● **Instructions to follow**: Copy out every line that contains "components".
........
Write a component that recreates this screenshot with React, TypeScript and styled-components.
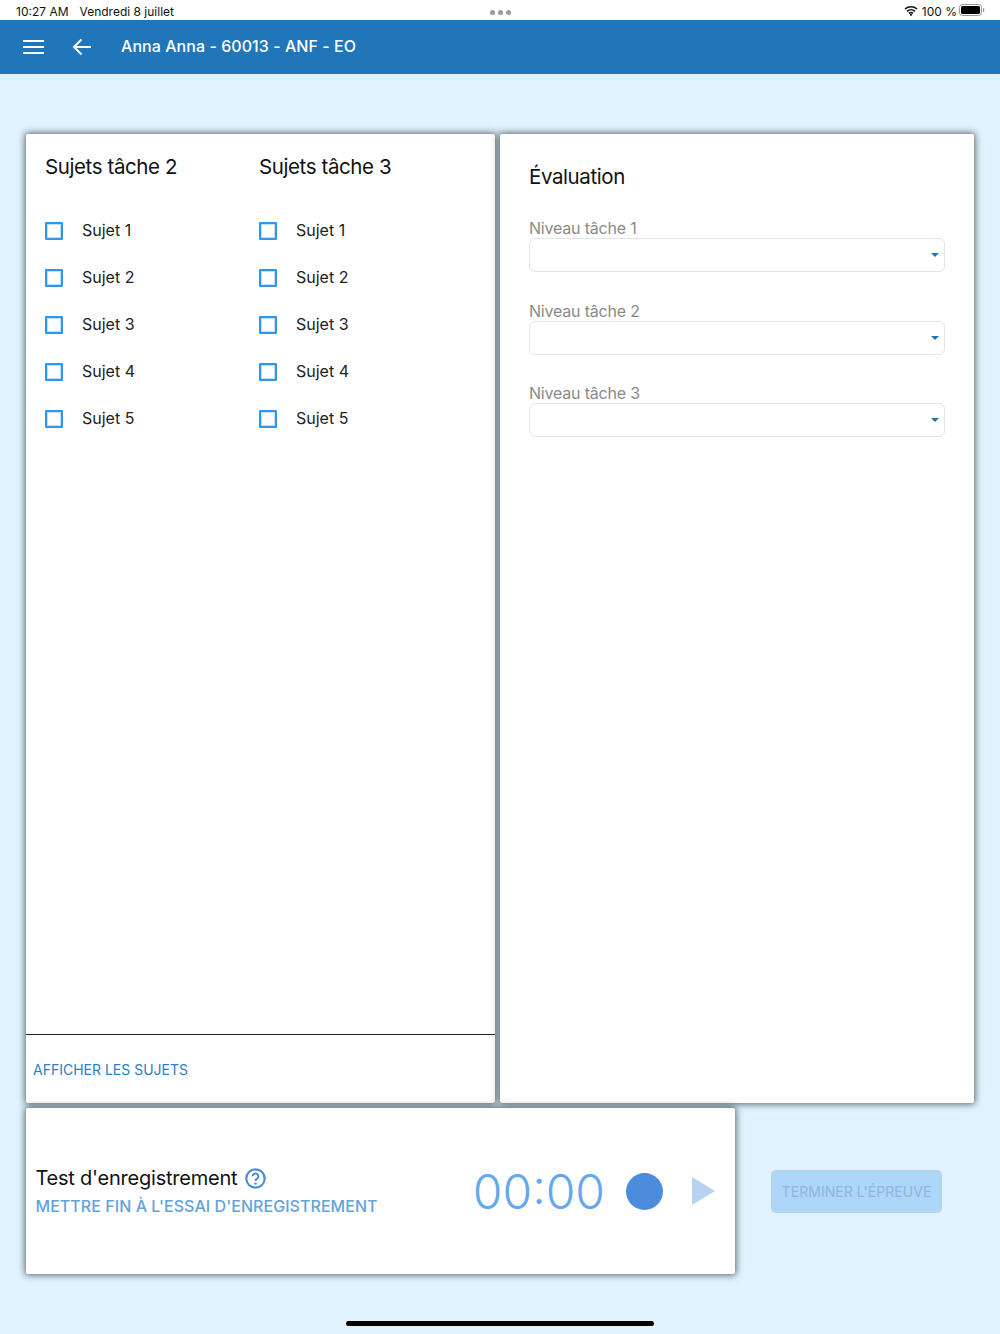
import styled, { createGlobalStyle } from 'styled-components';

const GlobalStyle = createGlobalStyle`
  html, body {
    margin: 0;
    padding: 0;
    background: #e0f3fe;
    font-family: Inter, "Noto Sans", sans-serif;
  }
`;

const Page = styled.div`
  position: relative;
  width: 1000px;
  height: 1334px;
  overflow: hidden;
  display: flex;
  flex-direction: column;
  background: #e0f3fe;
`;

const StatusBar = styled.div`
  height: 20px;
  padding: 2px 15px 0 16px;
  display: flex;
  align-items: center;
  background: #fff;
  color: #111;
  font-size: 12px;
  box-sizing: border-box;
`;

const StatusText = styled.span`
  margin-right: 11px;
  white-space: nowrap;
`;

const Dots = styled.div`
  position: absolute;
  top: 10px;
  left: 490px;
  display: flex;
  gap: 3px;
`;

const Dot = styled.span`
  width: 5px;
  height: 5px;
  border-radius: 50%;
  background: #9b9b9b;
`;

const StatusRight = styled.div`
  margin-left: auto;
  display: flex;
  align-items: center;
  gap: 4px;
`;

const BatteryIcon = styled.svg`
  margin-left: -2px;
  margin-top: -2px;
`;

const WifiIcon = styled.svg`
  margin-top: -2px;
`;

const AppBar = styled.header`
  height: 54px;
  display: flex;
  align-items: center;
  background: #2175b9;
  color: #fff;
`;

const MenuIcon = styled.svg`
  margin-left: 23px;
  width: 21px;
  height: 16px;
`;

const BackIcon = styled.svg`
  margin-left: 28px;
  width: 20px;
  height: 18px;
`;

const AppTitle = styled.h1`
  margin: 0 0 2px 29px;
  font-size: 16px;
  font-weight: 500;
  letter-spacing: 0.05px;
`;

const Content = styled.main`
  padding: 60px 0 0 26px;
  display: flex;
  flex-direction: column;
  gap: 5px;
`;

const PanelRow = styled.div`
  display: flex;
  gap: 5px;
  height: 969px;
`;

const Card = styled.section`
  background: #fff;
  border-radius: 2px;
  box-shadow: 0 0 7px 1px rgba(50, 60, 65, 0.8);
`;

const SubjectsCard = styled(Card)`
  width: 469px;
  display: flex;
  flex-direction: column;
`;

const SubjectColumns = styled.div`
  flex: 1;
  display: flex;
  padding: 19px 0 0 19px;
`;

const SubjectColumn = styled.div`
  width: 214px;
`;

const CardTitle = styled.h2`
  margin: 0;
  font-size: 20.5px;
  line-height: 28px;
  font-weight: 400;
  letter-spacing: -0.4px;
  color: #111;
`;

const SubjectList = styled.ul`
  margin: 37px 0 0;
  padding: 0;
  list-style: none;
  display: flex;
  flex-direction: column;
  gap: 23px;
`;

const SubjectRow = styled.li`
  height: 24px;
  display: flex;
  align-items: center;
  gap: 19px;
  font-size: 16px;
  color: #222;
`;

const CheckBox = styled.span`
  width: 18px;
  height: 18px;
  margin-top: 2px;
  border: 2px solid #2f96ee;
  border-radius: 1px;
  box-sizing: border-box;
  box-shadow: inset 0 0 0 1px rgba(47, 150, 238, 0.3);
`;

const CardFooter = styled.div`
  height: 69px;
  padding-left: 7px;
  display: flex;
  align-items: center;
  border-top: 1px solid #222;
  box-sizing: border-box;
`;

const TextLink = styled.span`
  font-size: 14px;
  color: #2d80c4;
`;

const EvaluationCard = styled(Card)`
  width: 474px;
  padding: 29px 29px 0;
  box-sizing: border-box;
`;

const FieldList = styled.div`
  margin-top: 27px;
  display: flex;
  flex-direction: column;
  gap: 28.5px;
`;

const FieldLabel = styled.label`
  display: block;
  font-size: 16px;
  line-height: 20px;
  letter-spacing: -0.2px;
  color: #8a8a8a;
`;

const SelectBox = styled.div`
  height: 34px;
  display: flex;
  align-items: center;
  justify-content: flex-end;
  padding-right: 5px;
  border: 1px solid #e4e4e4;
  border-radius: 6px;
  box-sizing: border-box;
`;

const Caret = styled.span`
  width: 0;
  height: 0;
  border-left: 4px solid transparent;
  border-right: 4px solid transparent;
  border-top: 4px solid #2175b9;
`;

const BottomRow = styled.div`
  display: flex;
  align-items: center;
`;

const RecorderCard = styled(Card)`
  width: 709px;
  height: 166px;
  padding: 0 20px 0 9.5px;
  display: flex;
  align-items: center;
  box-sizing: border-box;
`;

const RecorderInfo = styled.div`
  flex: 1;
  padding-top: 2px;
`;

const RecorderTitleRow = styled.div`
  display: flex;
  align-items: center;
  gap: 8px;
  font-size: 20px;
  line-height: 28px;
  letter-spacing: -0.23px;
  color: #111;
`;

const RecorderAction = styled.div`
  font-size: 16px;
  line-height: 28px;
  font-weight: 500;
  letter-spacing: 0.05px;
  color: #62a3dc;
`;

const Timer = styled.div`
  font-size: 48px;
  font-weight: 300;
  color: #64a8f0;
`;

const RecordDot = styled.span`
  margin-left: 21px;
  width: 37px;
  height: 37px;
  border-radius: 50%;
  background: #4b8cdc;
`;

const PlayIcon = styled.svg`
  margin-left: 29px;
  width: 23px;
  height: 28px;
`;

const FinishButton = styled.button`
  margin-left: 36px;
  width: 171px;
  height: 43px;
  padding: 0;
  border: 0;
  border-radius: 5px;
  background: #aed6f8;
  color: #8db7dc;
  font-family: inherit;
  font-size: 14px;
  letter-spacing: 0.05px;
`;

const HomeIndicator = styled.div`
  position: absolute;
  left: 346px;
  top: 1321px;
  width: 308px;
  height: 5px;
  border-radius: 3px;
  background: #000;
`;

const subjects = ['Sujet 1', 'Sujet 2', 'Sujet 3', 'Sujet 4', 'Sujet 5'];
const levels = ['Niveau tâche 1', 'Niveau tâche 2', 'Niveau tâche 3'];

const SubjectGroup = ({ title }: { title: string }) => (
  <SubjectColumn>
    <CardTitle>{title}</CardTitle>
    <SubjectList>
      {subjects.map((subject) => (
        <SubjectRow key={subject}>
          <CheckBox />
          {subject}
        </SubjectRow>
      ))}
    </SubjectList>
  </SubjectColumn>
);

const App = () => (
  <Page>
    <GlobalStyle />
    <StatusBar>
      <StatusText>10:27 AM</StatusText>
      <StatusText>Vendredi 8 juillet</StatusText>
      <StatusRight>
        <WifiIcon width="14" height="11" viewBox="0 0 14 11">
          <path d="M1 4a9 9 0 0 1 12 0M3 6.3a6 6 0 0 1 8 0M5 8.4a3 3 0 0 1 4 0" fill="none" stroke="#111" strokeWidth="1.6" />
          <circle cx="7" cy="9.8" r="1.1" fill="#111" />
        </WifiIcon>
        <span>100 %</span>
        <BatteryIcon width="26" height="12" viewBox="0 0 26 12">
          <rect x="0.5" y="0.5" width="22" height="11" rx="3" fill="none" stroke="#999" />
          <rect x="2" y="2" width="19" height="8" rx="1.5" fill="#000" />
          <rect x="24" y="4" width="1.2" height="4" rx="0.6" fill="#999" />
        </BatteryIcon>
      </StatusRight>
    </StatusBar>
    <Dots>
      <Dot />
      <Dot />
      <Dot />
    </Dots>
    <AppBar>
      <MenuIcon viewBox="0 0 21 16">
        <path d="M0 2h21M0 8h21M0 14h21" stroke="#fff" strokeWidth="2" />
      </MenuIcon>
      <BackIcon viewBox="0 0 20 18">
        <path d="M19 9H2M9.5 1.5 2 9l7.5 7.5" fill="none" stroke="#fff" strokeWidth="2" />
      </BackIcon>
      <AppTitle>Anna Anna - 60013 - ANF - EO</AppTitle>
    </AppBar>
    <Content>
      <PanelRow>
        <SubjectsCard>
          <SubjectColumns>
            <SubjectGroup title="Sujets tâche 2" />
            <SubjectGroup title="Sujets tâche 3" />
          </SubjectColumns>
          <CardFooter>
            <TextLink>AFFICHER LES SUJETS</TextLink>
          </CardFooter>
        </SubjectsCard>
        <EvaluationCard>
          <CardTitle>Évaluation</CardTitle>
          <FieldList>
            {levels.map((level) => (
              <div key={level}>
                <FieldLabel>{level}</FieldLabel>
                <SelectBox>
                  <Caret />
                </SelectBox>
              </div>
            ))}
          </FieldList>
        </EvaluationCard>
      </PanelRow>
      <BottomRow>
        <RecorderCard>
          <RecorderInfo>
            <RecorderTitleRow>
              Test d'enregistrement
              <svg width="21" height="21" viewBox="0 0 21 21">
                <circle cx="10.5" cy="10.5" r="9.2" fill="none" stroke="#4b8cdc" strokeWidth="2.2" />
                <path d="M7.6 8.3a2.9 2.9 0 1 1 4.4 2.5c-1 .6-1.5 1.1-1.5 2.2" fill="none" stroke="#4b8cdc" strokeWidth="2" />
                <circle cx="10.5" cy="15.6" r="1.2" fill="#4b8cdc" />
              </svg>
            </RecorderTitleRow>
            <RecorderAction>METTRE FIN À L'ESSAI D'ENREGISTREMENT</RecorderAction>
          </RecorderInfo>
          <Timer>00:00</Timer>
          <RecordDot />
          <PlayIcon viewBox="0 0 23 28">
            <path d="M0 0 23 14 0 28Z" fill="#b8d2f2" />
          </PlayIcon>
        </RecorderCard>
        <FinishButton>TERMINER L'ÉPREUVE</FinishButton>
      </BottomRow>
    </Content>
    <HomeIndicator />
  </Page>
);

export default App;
........
● **Answer for this exercise**:
Write a component that recreates this screenshot with React, TypeScript and styled-components.
import styled, { createGlobalStyle } from 'styled-components';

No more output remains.